Over the past seven weeks, trade unionists have put in an incredible shift. Our members have worked in their millions throughout the pandemic, risking their lives providing frontline care and support to the country, driving buses, collecting refuse and delivering our post while millions more have been furloughed with pay protection from government, secured by their unions. Trade unions have also been at the virtual table in daily discussions with ministers and employers, thrashing out the urgent measures needed to keep our people safe, money in our pockets and good jobs to return to.
But we are not putting our feet up. The concern now is that we are in the embrace of the worst recession in 300 years, which brings terrifying prospects for working people. The jobs cliff-edge may have moved to July, with employers being asked to pay their fair share towards wage protection from August, but there is an urgency to our calls for a comprehensive jobs creation programme to take shape now. No time should be wasted in getting back round the table – unions, ministers and employers – to agree a post-Covid-19 plan and strategy to build back, and better.
There’s no doubt that we’re a changing country. Key workers are getting the recognition – if not yet the pay and job security – they rightly deserve. We are becoming increasingly aware of coronavirus as a class issue, disproportionately hurting the most vulnerable, poorest and minority communities.
But we have also become a country that now sees what can be done when government opens up to unions and steps up to its role as an interventionist, strategic partner in the economy. Parts of government may well be struggling with its new role, retaining a stubborn opposition to intervention. But going back to ideological ‘business as usual’ would be a huge mistake.
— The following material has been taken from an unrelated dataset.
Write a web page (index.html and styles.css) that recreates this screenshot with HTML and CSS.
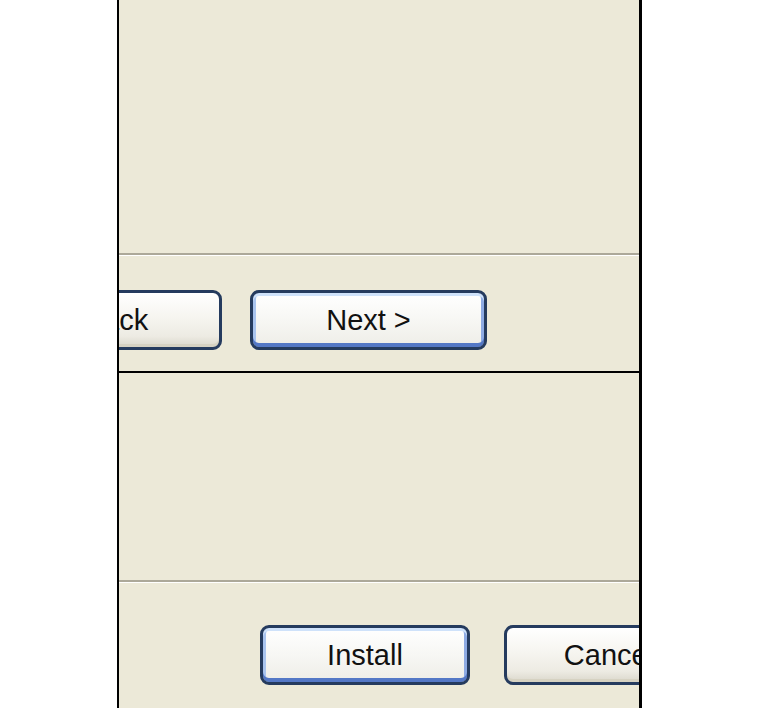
FILE: index.html
```html
<!DOCTYPE html>
<html>
<head>
<meta charset="utf-8">
<link rel="stylesheet" href="styles.css">
</head>
<body>
<div class="frame">
  <section class="panel top">
    <div class="content top-content"></div>
    <div class="sep"></div>
    <div class="row top-row">
      <button class="btn back">&lt; Back</button>
      <button class="btn default">Next &gt;</button>
    </div>
  </section>
  <div class="divider"></div>
  <section class="panel bottom">
    <div class="content bottom-content"></div>
    <div class="sep"></div>
    <div class="row bottom-row">
      <button class="btn default wide">Install</button>
      <button class="btn wide">Cancel</button>
    </div>
  </section>
</div>
</body>
</html>
```
FILE: styles.css
```css
html, body {
  margin: 0;
  padding: 0;
  background: #ffffff;
  height: 708px;
  overflow: hidden;
}
.frame {
  margin-left: 117px;
  width: 525px;
  height: 708px;
  box-sizing: border-box;
  border-left: 2px solid #000;
  border-right: 3px solid #000;
  background: #ECE9D8;
  overflow: hidden;
  display: flex;
  flex-direction: column;
}
.panel {
  display: flex;
  flex-direction: column;
  overflow: hidden;
}
.top { height: 371px; flex: none; }
.bottom { flex: 1; }
.divider {
  height: 2px;
  background: #000;
  flex: none;
}
.top-content { height: 253px; flex: none; }
.bottom-content { height: 207px; flex: none; }
.sep {
  flex: none;
  height: 0;
  border-top: 2px solid #ACA899;
  border-bottom: 1px solid #FFFFFF;
}
.row {
  display: flex;
  flex: none;
}
.top-row {
  padding-top: 34px;
  gap: 28px;
}
.bottom-row {
  padding-top: 42px;
  padding-left: 141px;
  gap: 34px;
}
.btn {
  flex: none;
  box-sizing: border-box;
  width: 237px;
  height: 60px;
  border: 3px solid #253B5E;
  border-radius: 9px;
  background: linear-gradient(to bottom, #FFFFFF 0%, #F6F5F0 45%, #EDEBE3 80%, #DAD7CB 100%);
  box-shadow: inset 0 -3px 0 #D6D2C2;
  font-family: "Liberation Sans", Arial, sans-serif;
  font-size: 29px;
  color: #111;
  padding: 0;
  display: flex;
  align-items: center;
  justify-content: center;
}
.back { margin-left: -134px; }
.default {
  background: linear-gradient(to bottom, #FFFFFF 0%, #F7F7F4 50%, #EEEDE7 100%);
  box-shadow:
    inset 0 3px 0 #CFE2FA,
    inset 0 -4px 0 #5478C6,
    inset 3px 0 0 #A9C4EE,
    inset -3px 0 0 #8EABE3;
}
.wide { width: 210px; }
```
My advice to the government is to use this moment to reshape our economy for the better: show that you value and will provide dignity to long-neglected key workers; diversify from an over-reliance on the finance and service sectors; and reset our country to meet the challenges of the future. Address the climate emergency and in doing so create millions of skilled ‘green jobs’ to meet our future needs and localise supply chains.
UK manufacturing is ready-made to support the country through these social and economic challenges. Remember that for every one manufacturing job, four more are supported in the wider economy – putting money into our communities, high streets and the Exchequer.
A consensus is already developing across the political spectrum on the programme needed to inject the investment and equip the economy to weather these challenging times, centring on a manufacturing revival with support for measures including:
- Establishing a National Council for Recovery to develop a strategy for economic renewal, job creation and a just transition to a fairer, greener future for our nations and planet.
- Encouraging our manufacturers to diversify production to meet our needs for heat pumps, carbon capture, hydrogen and the green energy generation.
- The development of domestic and commercial energy storage, battery manufacturing and infrastructure to support the transition to electric vehicles.
- Retrofitting our homes to provide energy efficiency, while supporting a shift towards working from home with the manufacture and installation of high-speed fibre broadband into every home, providing the digital connectivity the country now needs.
Coronavirus has exposed what we’ve long said: there are gaping wounds, massive structural weaknesses in our economy. A clear road map to a journey through this crisis is urgently needed. With many sectors requiring long-term support and flexibilities in the job retention scheme to enable short-time working and job-sharing measures, government must act now to protect jobs, skills and wages until the economy recovers. We don’t have the luxury of time.
Loosening the lockdown and encouraging a return to work is about more than ensuring safe workplaces. A phased return must be planned, supply chains re-opened and, most importantly, we have to ensure demand for services and products in an economy where the market for big ticket items like cars has collapsed, and where sectors from aerospace to hospitality, catering to retail, are being swept along in the destructive waves engulfing aviation and a collapse in confidence and tourism.
More than ever, UK manufacturing matters. With strategic purpose, our skills, supply chains and communities can be harnessed not just to fend off the threat of mass unemployment but to deliver for our changing society. With manufacturing restored to its rightful place as the bedrock of our economy, we can do this. Just as Germany is already doing, we must build the industrial and political alliance necessary to invest and produce our way out of an impending depression.
Our country is changing, and the fear and uncertainty being felt in communities is genuine. But there is a way forward staring government in the face. The UK’s world class manufacturing sector, our unions and a highly skilled workforce are eager to play their part in building the bridge over this crisis and towards a fairer, greener and stronger economy. We have the ideas. We know what can be done. Time to get back round the table with the unions, Chancellor.